Why you must be a dancing animal
And never a terrible computer
Collage by me, 2025.
In New York, we have fallen back. It’s dark all the time. Even the trees are a sunset. I actually saw the first batch of leaves in bags today, as I walked through Prospect Park. I tried to feel grateful for them. I looked at those bags so intentionally, and I said ‘WOW! Thank you, bags!” But honestly my heart wasn’t in it. I was (am) feeling anxious, listless, and bleak. This is how I find myself as I consider the idea of a ‘dancing animal’.
The idea is not mine; it’s Vonnegut’s, from an interview in Inc’s 1996 Technology issue:
“We are here on Earth to fart around … Electronic communities build nothing. You wind up with nothing. We’re dancing animals. How beautiful it is to get up and go do something [Gets up and dances a jig.]”
He is talking about computers and reasons to be wary of them. He is not directly offering advice for somatic alleviation. But it’s such a nice reminder: we are meant to be in our bodies.

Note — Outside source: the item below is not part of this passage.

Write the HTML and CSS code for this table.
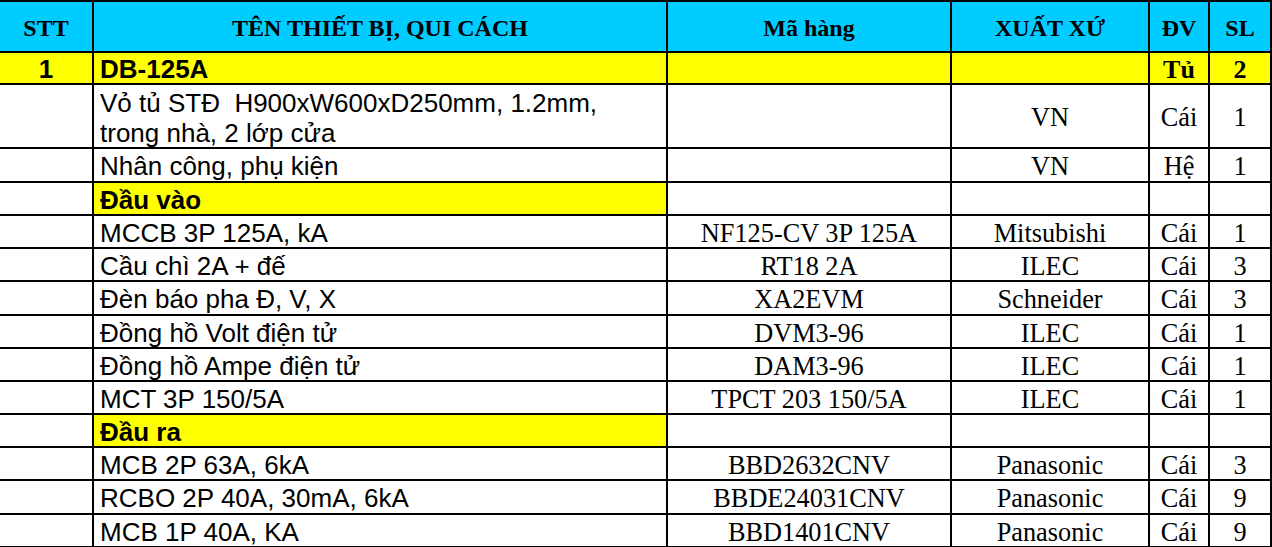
FILE: index.html
```html
<!DOCTYPE html>
<html>
<head>
<meta charset="utf-8">
<link rel="stylesheet" href="styles.css">
</head>
<body>
<div class="sheet">
  <div class="c hd">STT</div>
  <div class="c hd">TÊN THIẾT BỊ, QUI CÁCH</div>
  <div class="c hd">Mã hàng</div>
  <div class="c hd">XUẤT XỨ</div>
  <div class="c hd">ĐV</div>
  <div class="c hd">SL</div>

  <div class="c yl ab">1</div>
  <div class="c yl ab name">DB-125A</div>
  <div class="c yl"></div>
  <div class="c yl"></div>
  <div class="c yl tb">Tủ</div>
  <div class="c yl tb">2</div>

  <div class="c"></div>
  <div class="c name two">Vỏ tủ STĐ &nbsp;H900xW600xD250mm, 1.2mm, trong nhà, 2 lớp cửa</div>
  <div class="c t"></div>
  <div class="c t">VN</div>
  <div class="c t">Cái</div>
  <div class="c t">1</div>

  <div class="c"></div>
  <div class="c name">Nhân công, phụ kiện</div>
  <div class="c t"></div>
  <div class="c t">VN</div>
  <div class="c t">Hệ</div>
  <div class="c t">1</div>

  <div class="c"></div>
  <div class="c name yl ab">Đầu vào</div>
  <div class="c"></div>
  <div class="c"></div>
  <div class="c"></div>
  <div class="c"></div>

  <div class="c"></div>
  <div class="c name">MCCB 3P 125A, kA</div>
  <div class="c t">NF125-CV 3P 125A</div>
  <div class="c t">Mitsubishi</div>
  <div class="c t">Cái</div>
  <div class="c t">1</div>

  <div class="c"></div>
  <div class="c name">Cầu chì 2A + đế</div>
  <div class="c t">RT18 2A</div>
  <div class="c t">ILEC</div>
  <div class="c t">Cái</div>
  <div class="c t">3</div>

  <div class="c"></div>
  <div class="c name">Đèn báo pha Đ, V, X</div>
  <div class="c t">XA2EVM</div>
  <div class="c t">Schneider</div>
  <div class="c t">Cái</div>
  <div class="c t">3</div>

  <div class="c"></div>
  <div class="c name">Đồng hồ Volt điện tử</div>
  <div class="c t">DVM3-96</div>
  <div class="c t">ILEC</div>
  <div class="c t">Cái</div>
  <div class="c t">1</div>

  <div class="c"></div>
  <div class="c name">Đồng hồ Ampe điện tử</div>
  <div class="c t">DAM3-96</div>
  <div class="c t">ILEC</div>
  <div class="c t">Cái</div>
  <div class="c t">1</div>

  <div class="c"></div>
  <div class="c name">MCT 3P 150/5A</div>
  <div class="c t">TPCT 203 150/5A</div>
  <div class="c t">ILEC</div>
  <div class="c t">Cái</div>
  <div class="c t">1</div>

  <div class="c"></div>
  <div class="c name yl ab">Đầu ra</div>
  <div class="c"></div>
  <div class="c"></div>
  <div class="c"></div>
  <div class="c"></div>

  <div class="c"></div>
  <div class="c name">MCB 2P 63A, 6kA</div>
  <div class="c t">BBD2632CNV</div>
  <div class="c t">Panasonic</div>
  <div class="c t">Cái</div>
  <div class="c t">3</div>

  <div class="c"></div>
  <div class="c name">RCBO 2P 40A, 30mA, 6kA</div>
  <div class="c t">BBDE24031CNV</div>
  <div class="c t">Panasonic</div>
  <div class="c t">Cái</div>
  <div class="c t">9</div>

  <div class="c"></div>
  <div class="c name">MCB 1P 40A, KA</div>
  <div class="c t">BBD1401CNV</div>
  <div class="c t">Panasonic</div>
  <div class="c t">Cái</div>
  <div class="c t">9</div>
</div>
</body>
</html>
```
FILE: styles.css
```css
html, body {
  margin: 0;
  padding: 0;
  background: #ffffff;
  overflow: hidden;
}
.sheet {
  display: grid;
  grid-template-columns: 92px 572px 282px 196px 58px 60px;
  grid-template-rows: 49px 30px 62px 32px 31px 31px 31px 32px 31px 31px 31px 31px 31px 32px 31px;
  gap: 2px;
  padding: 2px 2px 2px 0;
  width: 1272px;
  box-sizing: border-box;
  background: #000000;
}
.c {
  background: #ffffff;
  display: flex;
  align-items: center;
  justify-content: center;
  padding-top: 3px;
  box-sizing: border-box;
  overflow: hidden;
  white-space: nowrap;
  color: #000000;
  font-family: "Liberation Sans", Arial, sans-serif;
  font-size: 26px;
  line-height: 29px;
}
.hd {
  background: #00ccff;
  font-family: "Liberation Serif", "Times New Roman", serif;
  font-weight: bold;
  font-size: 24px;
  padding-top: 4px;
}
.yl {
  background: #ffff00;
}
.ab {
  font-family: "Liberation Sans", Arial, sans-serif;
  font-weight: bold;
  font-size: 26px;
}
.tb {
  font-family: "Liberation Serif", "Times New Roman", serif;
  font-weight: bold;
  font-size: 26px;
}
.t {
  font-family: "Liberation Serif", "Times New Roman", serif;
  font-size: 26.3px;
}
.name {
  justify-content: flex-start;
  padding-left: 6px;
}
.two {
  white-space: normal;
  line-height: 30px;
  padding-right: 60px;
}
```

It’s just so easy to forget the fact of our animalness. I do not get mad at the park turtles that they sit on rocks all summer and now they are sleeping underwater and breathing through their butts1. I am not mad at the swans for being bitchy and beautiful about their babies. I am not even mad at the leaves for needing to go away for a little bit.
But I am mad at myself for being seasonal: for having days where the best I can do is attend to the bare necessities. I have more in common with a daylily, a cherry blossom, a barn swallow over the Sahara. And yet, I treat myself like a computer: an object designed to do the same thing, in the same way, any time I ask.
There is a reasonable amount of writing and discussion about how the computer as metaphor for the brain is flawed. As early as the 1950s, neuroscientist Karl Lashly wrote:
Descartes was impressed by the hydraulic figures in the royal gardens, and developed a hydraulic theory of the action of the brain. We have since had telephone theories, electrical field theories and now theories based on computing machines and automatic rudders. I suggest we are more likely to find out about how the brain works by studying the brain itself, and the phenomena of behaviour, than by indulging in far-fetched physical analogies.
Honestly, TYSM Karl! I love hearing this. Because my brain is a terrible computer. But it’s a pretty marvelous brain. It’s the brain of a dancing animal—a dancing animal that really loves to dance, at that. And just one last thought here my friends, I have literally never seen a computer dance.
So, what to do with this?
This week’s mission is an invitation:
When you are wondering what you should do, or if you should do more, or if this or that is enough, answer the question by asking a different one: what would a dancing animal do? And then let the answer come up at you from the ground, or from your stomach, or sideways from the air and just go with that—whatever a dancing animal would do, do that.